Bir çift göz , giyindiğin bir elbise veyahut yaşadığın bir hadise duyguların oluşmasına zemin hazırlar. Bir anda kalp atışların değişir , olaylara ve ortamlara bakış açın farklılaşır. Sebebini ilk başlarda anlayamayabilirsin. Sonra kendinle baş başa kaldığında ortaya çıkan duygunun seline kapılırsın. Bu oluşan duygular da sana yeni bir kimlik katar.
Duygularımız , düşüncelerimizi tetikler. Hava ister güllük güneşlik olsun ya da kış kıyamet kopsun. Asıl önemli olan şu ki içini nasıl sıcak tuttuğun. İster nefes alamayacak kadar kalın giyin ya da delikanlılık olsun diye anadan doğma çıplak çık. Önemli olan nasıl hissettiğindir. Kat kat giyinip de soğuğu iliklerine kadar da hissedebilirsin veyahut anadan doğma dışarı çıkıp da ateşini söndüremeyebilirsin de yani insan neyi hissediyorsa onu yaşıyor aslında.
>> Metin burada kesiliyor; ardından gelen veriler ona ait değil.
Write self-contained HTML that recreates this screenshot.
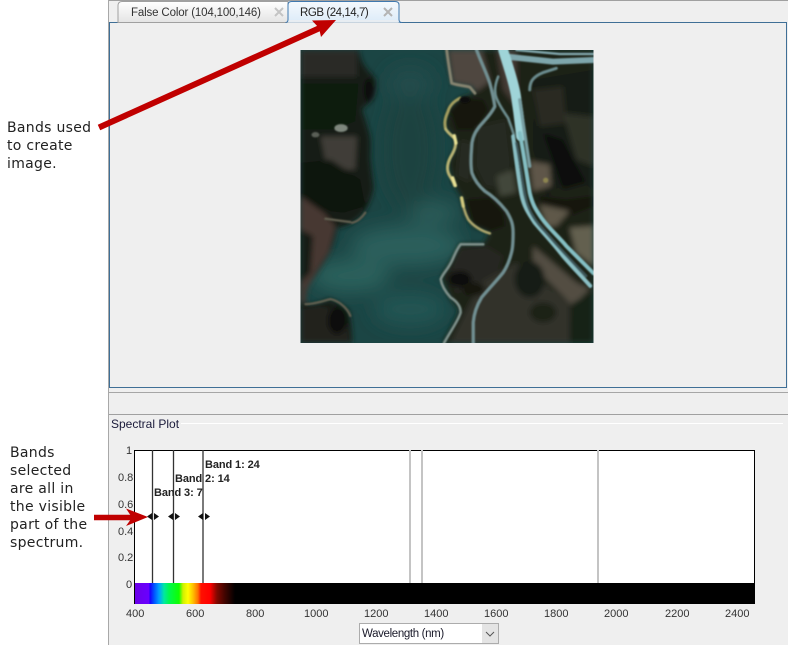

Bir süreç olarak duygu yerini alışkanlıklarına bırakır. Kalbinde yer etmişse duygudur zira beyin zamanı geldiğinde unutur gider. Bu yüzden derler ki insanın asıl ölümü beyin öldüğünde değil , kalp durduğunda gerçekleşir. Zamana direnen duygular samimidir. Bir süreç olarak duygular nihayetinde olgunluğa kavuşur ve yerini alışkanlığa bırakır. Dönüp bakabilmek için kalbinin derinliklerine saklar…
Duyguların başlangıcı yeni doğan bir çocuk gibidir ele avuca sığmaz. Zamanla duygularımız büyür ve olgunlaşır. Kontrol edilebilmesi daha kolay haline gelir. Artık ruhumuz bu dürtüyü tanıyordur. Sonucunda ise Orhan Veli’ye şiirler yazdırıyor ya da sana bana bir bakış veya bir jest veya mimikle bunu çevremize gösteriyor isteseniz de istemezseniz de…
Duygusal bir varlık olarak insan duygularını ne kadar gizlemeye çalışsa da eninde sonunda bu açığa çıkar. Duygularımız bizim gerçek kimliklerimizdir. İnsanoğlu en büyük sevabını da günahını da kalbinde işler. Birini severse mutlu eder birinin gözünde en iyi insan olur ya da içlerinden birilerini öldürür farkında olmadan katil olur.